Now, instead of making kids exercise, the coach's challenge is to get them to stop.

"They just don't want to leave it alone. It's addicting. But it's a good exercise for them," says coach Chad Fenwick.

So how many calories will kids burn with these machines?

"This is compared to a stairmaster or jogging, you can burn just as many calories," says coach Fenwick. "This is a big video game, except you have to use your feet instead of your thumbs."

So the kids really work up a sweat. They work on this fancy equipment once a week.

"I always hope 'please let there be DDR today'," says one student.

The biggest dance machine fans are kids who used to dread PE.

"I'm the duke of dance," says one.

"My waistline has gone down by one inch," says another.

The machines, which cost the school as much as $8,000 apiece, are free to students during class. At lunch or after school, it's 25 cents a dance.

J.P. has a $5-a-day habit. He says if it were not for the machine, he would be spending his time eating.

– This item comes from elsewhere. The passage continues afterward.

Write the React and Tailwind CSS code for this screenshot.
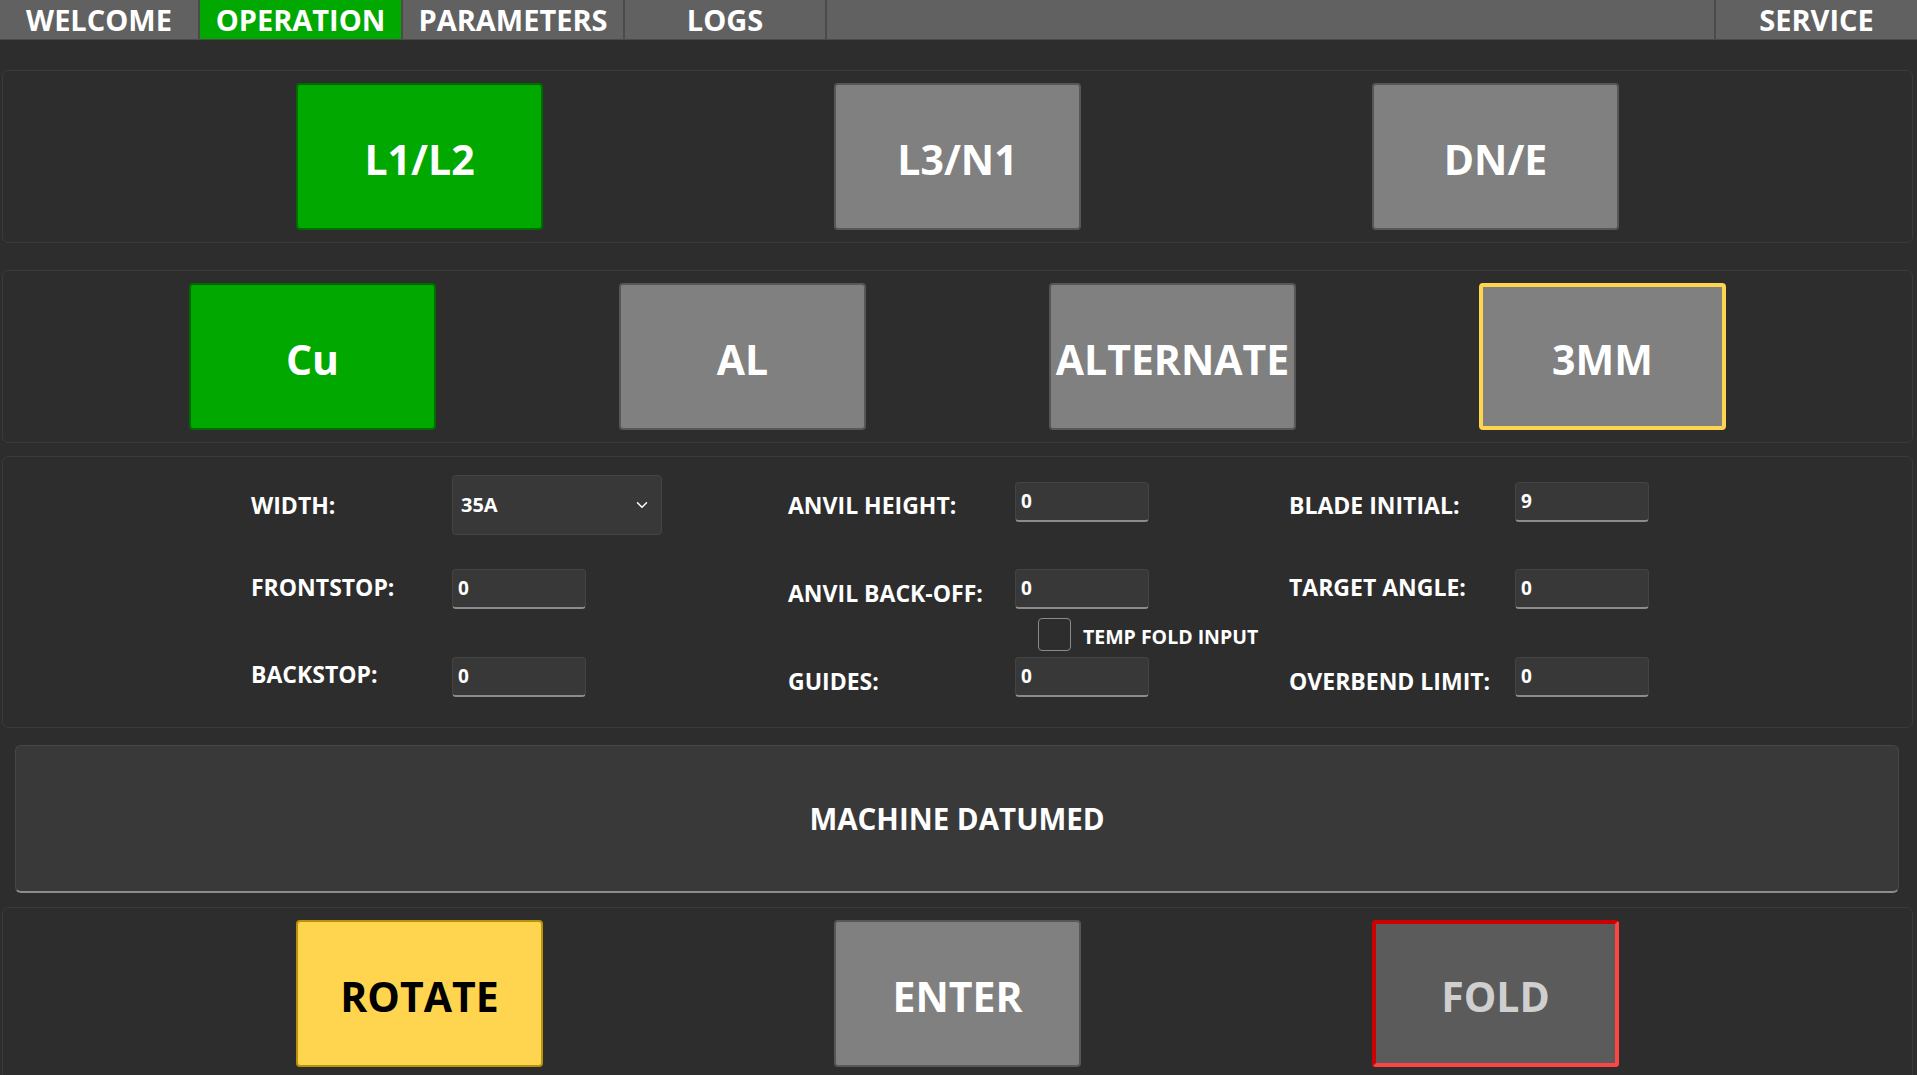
import React from 'react';
import { ChevronDown } from 'lucide-react';

const tabs = [
  { name: 'WELCOME', w: 'w-[200px]' },
  { name: 'OPERATION', w: 'w-[203px]', active: true },
  { name: 'PARAMETERS', w: 'w-[222px]' },
  { name: 'LOGS', w: 'w-[202px]' },
];

function BigButton({ label, variant = 'gray' }) {
  const styles = {
    green: 'bg-[#00a800] border-2 border-[#006c00] text-white',
    gray: 'bg-[#808080] border-2 border-[#575757] text-white',
    selected: 'bg-[#808080] border-[4px] border-[#ffd54f] text-white',
    yellow: 'bg-[#ffd54f] border-2 border-[#b8920b] text-black',
    fold: 'bg-[#5b5b5b] border-[4px] border-t-[#cc0000] border-l-[#cc0000] border-r-[#ff4444] border-b-[#ff4444] text-[#cfcfcf]',
  };
  return (
    <button
      className={`w-[247px] h-[147px] rounded-[4px] flex items-center justify-center pt-[5px] text-[41px] font-bold leading-none ${styles[variant]}`}
    >
      {label}
    </button>
  );
}

function Panel({ children, className = '' }) {
  return (
    <div className={`ml-[2px] mr-[4px] rounded-[6px] border border-[#3a3a3a] ${className}`}>
      {children}
    </div>
  );
}

function NumInput({ value }) {
  return (
    <div className="w-[134px] h-[40px] rounded-[4px] bg-[#383838] border border-[#444444] border-b-2 border-b-[#8c8c8c] flex items-center pl-[5px] text-[19px] font-bold text-white">
      {value}
    </div>
  );
}

function Field({ label, value, labelW, shift = '' }) {
  return (
    <div className="flex items-center h-[40px]">
      <div className={`${labelW} text-[23px] font-bold text-white whitespace-nowrap ${shift}`}>{label}</div>
      <NumInput value={value} />
    </div>
  );
}

export default function App() {
  return (
    <div className="h-screen w-full overflow-hidden bg-[#2d2d2d] flex flex-col font-['Open_Sans','Noto_Sans',sans-serif]">
      {/* Tab bar */}
      <div className="h-[40px] shrink-0 flex bg-[#616161] border-b border-[#4a4a4a]">
        {tabs.map((t) => (
          <div
            key={t.name}
            className={`${t.w} h-full flex items-center justify-center border-r-2 border-[#4b4b4b] text-[29px] font-bold text-white leading-none ${
              t.active ? 'bg-[#00a800]' : ''
            }`}
          >
            {t.name}
          </div>
        ))}
        <div className="flex-1 border-r-2 border-[#4b4b4b]" />
        <div className="w-[201px] h-full flex items-center justify-center text-[29px] font-bold text-white leading-none">
          SERVICE
        </div>
      </div>

      {/* Phase selection */}
      <Panel className="mt-[30px] h-[173px] shrink-0 flex items-center justify-center gap-[291px]">
        <BigButton label="L1/L2" variant="green" />
        <BigButton label="L3/N1" />
        <BigButton label="DN/E" />
      </Panel>

      {/* Material selection */}
      <Panel className="mt-[27px] h-[173px] shrink-0 flex items-center justify-center gap-[183px]">
        <BigButton label="Cu" variant="green" />
        <BigButton label="AL" />
        <BigButton label="ALTERNATE" />
        <BigButton label="3MM" variant="selected" />
      </Panel>

      {/* Parameters */}
      <Panel className="mt-[13px] h-[272px] shrink-0 flex pl-[248px]">
        {/* column 1 */}
        <div className="w-[537px] flex flex-col pt-[18px]">
          <div className="flex items-center h-[60px]">
            <div className="w-[201px] text-[23px] font-bold text-white">WIDTH:</div>
            <div className="w-[210px] h-[60px] rounded-[4px] bg-[#383838] border border-[#444444] flex items-center justify-between pl-[8px] pr-[10px] text-[20px] font-bold text-white">
              <span>35A</span>
              <ChevronDown size={18} strokeWidth={2} className="text-white" />
            </div>
          </div>
          <div className="mt-[34px]">
            <Field label="FRONTSTOP:" value="0" labelW="w-[201px]" shift="-mt-[4px]" />
          </div>
          <div className="mt-[48px]">
            <Field label="BACKSTOP:" value="0" labelW="w-[201px]" shift="-mt-[6px]" />
          </div>
        </div>

        {/* column 2 */}
        <div className="w-[501px] flex flex-col pt-[25px]">
          <Field label="ANVIL HEIGHT:" value="0" labelW="w-[227px]" shift="mt-[6px]" />
          <div className="mt-[47px]">
            <Field label="ANVIL BACK-OFF:" value="0" labelW="w-[227px]" shift="mt-[8px]" />
          </div>
          <div className="mt-[9px] h-[33px] flex items-center pl-[250px] gap-[12px]">
            <div className="w-[33px] h-[33px] rounded-[4px] border border-[#8a8a8a] bg-[#2d2d2d]" />
            <span className="text-[19.5px] font-bold text-white whitespace-nowrap mt-[4px]">TEMP FOLD INPUT</span>
          </div>
          <div className="mt-[6px]">
            <Field label="GUIDES:" value="0" labelW="w-[227px]" shift="mt-[8px]" />
          </div>
        </div>

        {/* column 3 */}
        <div className="flex-1 flex flex-col pt-[25px]">
          <Field label="BLADE INITIAL:" value="9" labelW="w-[226px]" shift="mt-[6px]" />
          <div className="mt-[47px]">
            <Field label="TARGET ANGLE:" value="0" labelW="w-[226px]" shift="-mt-[4px]" />
          </div>
          <div className="mt-[48px]">
            <Field label="OVERBEND LIMIT:" value="0" labelW="w-[226px]" shift="mt-[8px]" />
          </div>
        </div>
      </Panel>

      {/* Status */}
      <div className="mt-[17px] ml-[15px] mr-[18px] h-[148px] shrink-0 rounded-[6px] bg-[#393939] border border-[#474747] border-b-2 border-b-[#8c8c8c] flex items-center justify-center text-[29.5px] font-bold text-white">
        <span className="mt-[2px]">MACHINE DATUMED</span>
      </div>

      {/* Actions */}
      <Panel className="mt-[14px] h-[173px] shrink-0 flex items-center justify-center gap-[291px]">
        <BigButton label="ROTATE" variant="yellow" />
        <BigButton label="ENTER" />
        <BigButton label="FOLD" variant="fold" />
      </Panel>
    </div>
  );
}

Now, he spends his lunch time, and money, playing the game. And he can feel the difference.

"In, like, two weeks, I've lost 15 pounds," he says.

The machines also teach things like balance, timing, and coordination. But some people learn faster than others.

It takes a lot of practice. And for sedentary students, that's the point.

"The key is to get them interested in getting physically fit and staying that way for life. It's what it's all about," says coach Fenwick.